Sayfalar

9 Kasım 2010 Salı

10 Kasımlar...

Merhaba Ata'm.Seni hiç tanıyamadım. Göremedim yüzünü. Masmavi gözlerini resimler, fotoğraflar haricinde göremedim. Sen o şık takımın ve şapkanla meydandan geçerken el sallayamadım sana. Yada askeri üniformanı giymiş emirler yağdırırken senin sözlerini can kulağıyla dinleyip ölüme koşamadım. Benim gözlerimin içine bakıp da "Ben size ölmeyi emrediyorum!" demedin. Seninle beraber rakı masalarına oturup, ardından da sohbet edemedik. Ben sana en çok, yattığın yerde yakın oldum. O da bir kaç metre yukarıdan, bir iki duayla... Aslında tanıyorum seni. Okul kitaplarından değil ama. Arkadaşlarının yazdığı ya da yazdırdığı kitaplardan. Kendi konuşmalarından tanıdım seni. Okul kitaplarında bize 1881'de doğdu 1938'de öldü diye anlattılar. Ama ben daha küçükken bana öğrettiler ki Atatürk ölmedi.  Atatürkler ölmez dediler. Sen de dedin: Analar daha çok Mustafa Kemal'ler doğuracaktır diye.  Ben de öyle inandım. Senin fikirlerini sanki hep yaşıyormuşsun gibi içimde hissettim.

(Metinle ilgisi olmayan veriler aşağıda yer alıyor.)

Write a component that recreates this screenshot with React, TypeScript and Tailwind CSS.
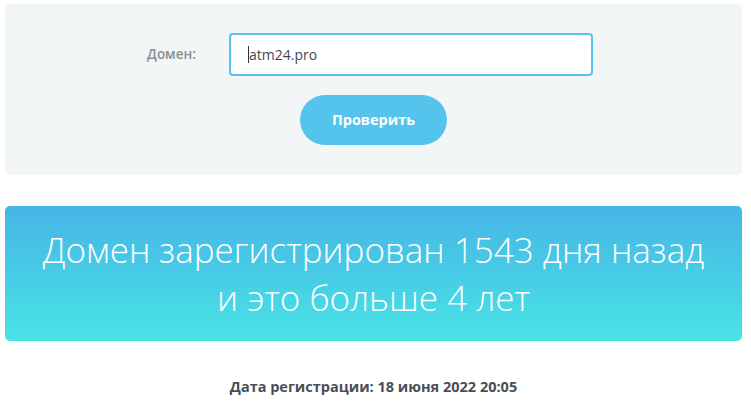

Bugün 9 kasım, yarın saat dokuzu beş geçe senin ölümünü anacağız. 72. yılı ölümünün... Bedeni olarak ölümünün... Yine devlet başkanları, başbakan, cumhurbaşkanı, bakanlar, siyasi parti liderleri(bazıları), milletvekilleri resmi bir şekilde Anıtkabir'i ziyarete gidecek. Tüm basın ordusu peşlerindeyken göğüslerini gere gere mozolenin başına geçecekler. İki asker yardımıyla bir çelenk bırakacaklar oraya. Yine o basın ordusuyla beraber saygı duruşunda duracaklar önünde. Ardından da gidip hatıra defterine bir kaç kelime yazacaklar. "Ata'm izindeyiz bıraktığın mirası en iyi şekilde yaşatmaya çalışıyoruz." Peki Ata'm biliyor musun merasim bittikten sonra ne yapacaklar? Bilmem izleyebiliyor musun acaba? Eğer izleyemiyorsan ben söyleyeyim: işlerinin başlarına dönecekler. Okullarda İstiklal Marşı ve Andımız'ın okunma zorunluluğunun kaldırılmasının ne zaman yürürlüğe girmesi gerektiğini tartışacaklar. Bunu çözüme kavuşturduktan sonra daha kendini tanımayan, okuma yazma bilmeyen körpe beyinlere nasıl zorunlu din dersi veririz diye düşünecekler. Sonra da zorunlu din bilgisi dersini 1. sınıflara indirecekler. Bu dersi otistik çocuklara da verecekler. Ve onların en çok ihtiyacı olan beden eğitimi dersinin saatini azaltarak yapacaklar bunu. Ama merak etme Ata'm, bir sonraki resmi bayramda yine yanına gelecekler. Yine "Ata'm izindeyiz" yazacaklar.


Dediğim gibi Paşam, seninle aynı ortamda bulunamadım. Ama seni çok duydum. Ve umarım içimizdeki sönen ateşleri gözlerinin kıvılcımıyla tutuşturursun.

Seni sevgiyle anıyorum Ata'm. Rahat uyumaya çalış. Analar Mustafa Kemal'ler doğuruyor, doğuracak da.